啪!邹静之双手狠狠拍在桌面上,随之,双手撑着桌子起身,俏脸寒霜,冷笑道:楚队不识好人心,就算了!不过,有机会见到您的太太,我依然会这么和她说这些话,我想,您的太太应该会比您理智——如果她真的爱您的话!
楚铮忽然面色古怪起来,像是忍着笑一般,上下打量了邹静之一眼:恕我冒昧,邹小姐,多问您一句,您是否练过一些……基本的防身术?
邹静之面上一愣,不理解他说这话的用意,纳闷儿的转头看看自己的爷爷。
邹老爷子也不太清楚,耸耸肩膀摇摇头……哎呀,他老人家都这么大岁数儿啦,怎么好介入年轻人的话题?!
楚铮轻笑起来,他的笑声低沉中带着轻微的沙哑,像是静谧午后宽大树叶的伴奏声,听上去让人心中悠然,好像有什么东西勾着心绪,那微微荡漾的幸福感,让人不禁脸红。
邹静之沉浸在对方的笑声里。
那么,我想,您见到我妻子,最好不要多言……我妻子人虽然很好,可见不得有人上赶着离间我们夫妻关系……她身手很棒,脾气上来,我也没有办法。提到韩子禾,楚铮一脸幸福笑容,所以,为了邹小姐您个人的人身安全,友情提示,您……最好不要到我妻子跟前,胡言乱语。
提到韩子禾的武力值,可怜的楚中校,他其实还没有真正意识到自己媳妇儿的厉害,在这里这么说,不过是略微吹一吹牛皮而已。
楚铮一副我为你好的模样,让刚刚被他那张幸福脸刺痛了神经的邹静之,更是气愤难当:楚队长,对于您妻子随时动手打人的行径,您这是‘不以为耻、反以为荣’喽?
不然呢?楚铮好笑的反问道。
好!您这么一说,那我倒真要见识见识您太太的厉害咯……我想,要真是受了伤,楚队长您这种向来秉公的人,一定会给我一个交代的!
邹静之的话,让一直老神在在的邹老爷子,也不禁蹙起了眉头:这孩子……是气糊涂了吧?
楚铮这回是真乐了,这姑娘是哪儿来的?怎么活的这么天真?!将来他要是和媳妇儿有了闺女,一定好好教导,可不能有这种天下人都得让着我的自信。

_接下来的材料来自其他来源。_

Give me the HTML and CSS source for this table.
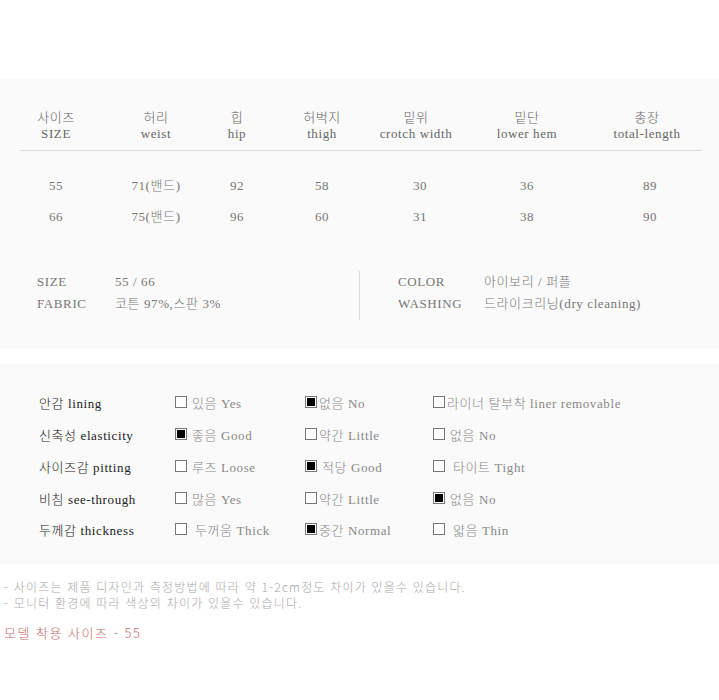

当然,对于拥有这种自信的人,楚铮不介意打击一下,反正他说的也是实话:交代?给我妻子交代?
什么?邹静之对于自己听到的回到,感到不可置信,因此她又重复问道,您说什么?
这回,楚铮终于正色道:我是说,无论对方是什么人,我只会向着我的妻子。
哈!邹静之觉得自己真是瞎了眼,竟然会对这么个拎不清的男人动了心,楚中校,我看您是中暑啦!
楚铮微挑起眉头:不然呢?向着谁?不说旁人,就拿您一个人举例子,您和我妻子若发生冲突,我凭什么向着您?从关系的远近来看,我胳膊肘也不能往外拐啊!
看着对方把不讲道理的话,理直气壮的说出来,邹静之笑了——纯粹是气到了极致。
若您太太做错啦呢?
楚铮似乎认真考虑了一下,回复:首先声明一点,我的妻子是个聪明智慧明理有道德有原则有底线有素质有大情怀的人,她不会做不在理的事儿;不过,介于礼貌,我可以回答您这个问题……而我的答案,不会改变——若真是我妻子做的错了,我仍旧会向着她,至于后果,我自然会为她承担。
为什么?邹静之对此很不理解,在她眼里、得到的信息里,楚铮不是这样一个人。
为什么啊?楚铮长叹一声,因为我是一个男人,是我妻子的丈夫啊!
邹静之:……
不可理喻!不想再看楚铮,邹静之拎起手上的包,扭头对邹老爷子说:爷爷,我先去冷静一下,半个小时之后,过来接您!
然后扭头拿起手边儿的饮料,冲着楚铮一把泼了过去。
可惜楚中校不是言情剧里的男主,他可不会老实的在原地等着别人攻击,于是,一个躲闪,饮料泼空了。
邹静之被眼前男人的躲闪惊呆了,气得牙痒痒的她,将空杯子重重放回餐桌,气呼呼地冲着楚铮低喊道:姓楚的,这辈子,咱俩都别见面!
说完,邹静之怒气冲冲地跑远了。